Quinlivan’s ability to see where robotics needs to head to be most effective—and to speed forward to that future at Amazon’s scale has earned admirers including Matt Lyman, director of software engineering at Amazon Robotics.

“Joe has been able to take a robotic product from a small Boston-based start-up company to meet the scale and demand of Amazon’s fulfillment network,” he says. “He doesn’t often speak publicly, but he should be recognized as a real leader in the robotics revolution going on around the world.”

For Quinlivan, the real joy of his job isn’t about the robots themselves—it’s about the positive impact they have on those who work with them. “You start with nothing more than a sheet of paper, you put so much energy into it, and then eventually you see [the solution] go live across the globe and have an impact on the business and the end customer,” he says. “There’s nothing better than seeing your work go live and watch it work incredibly well.”

The WPI-to-Amazon Robotics pipeline

The university and the company have built a solid connection, thanks in part to Quinlivan’s support.

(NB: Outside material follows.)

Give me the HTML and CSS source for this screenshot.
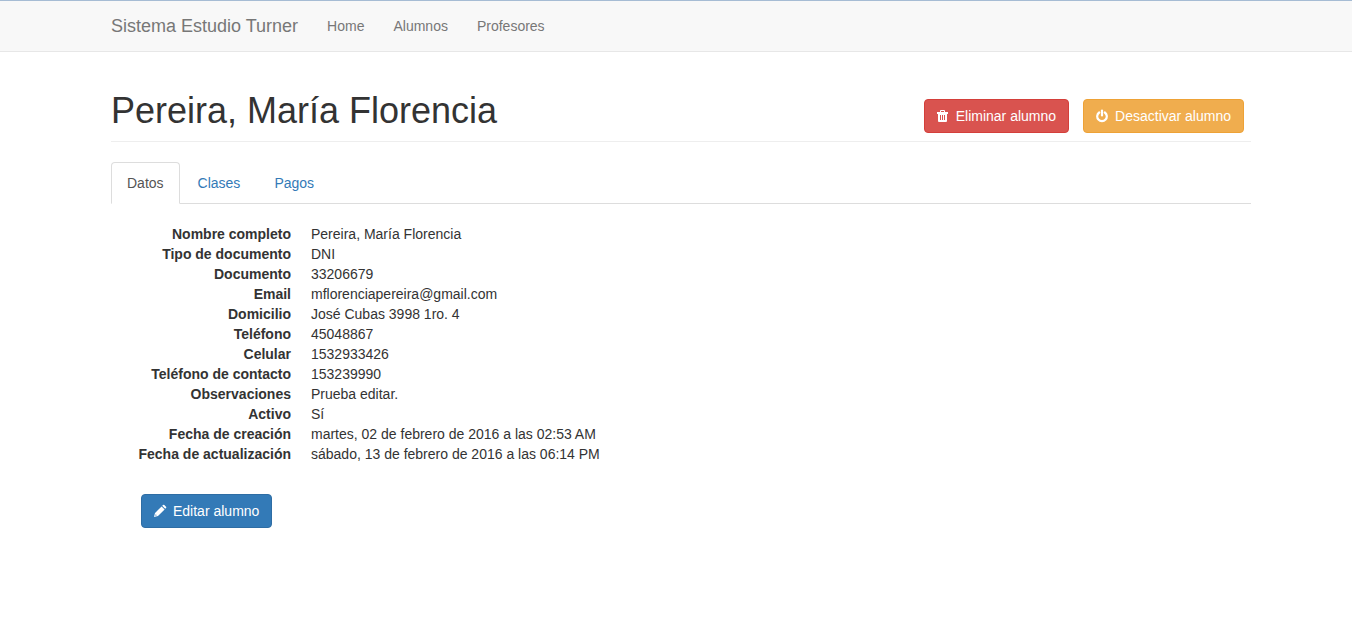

Though it’s been nearly two decades since he last stepped on the campus as a student, Joe Quinlivan continues to maintain a connection to WPI. He says Amazon has benefited from the knowledge of professors, the support of administrators, and the energy and talent of students and alumni. “[At Amazon,] we recruit heavily out of WPI, because [students and graduates] are incredibly smart and capable from day one. WPI’s project-based curriculum prepares them to be successful early in their careers.”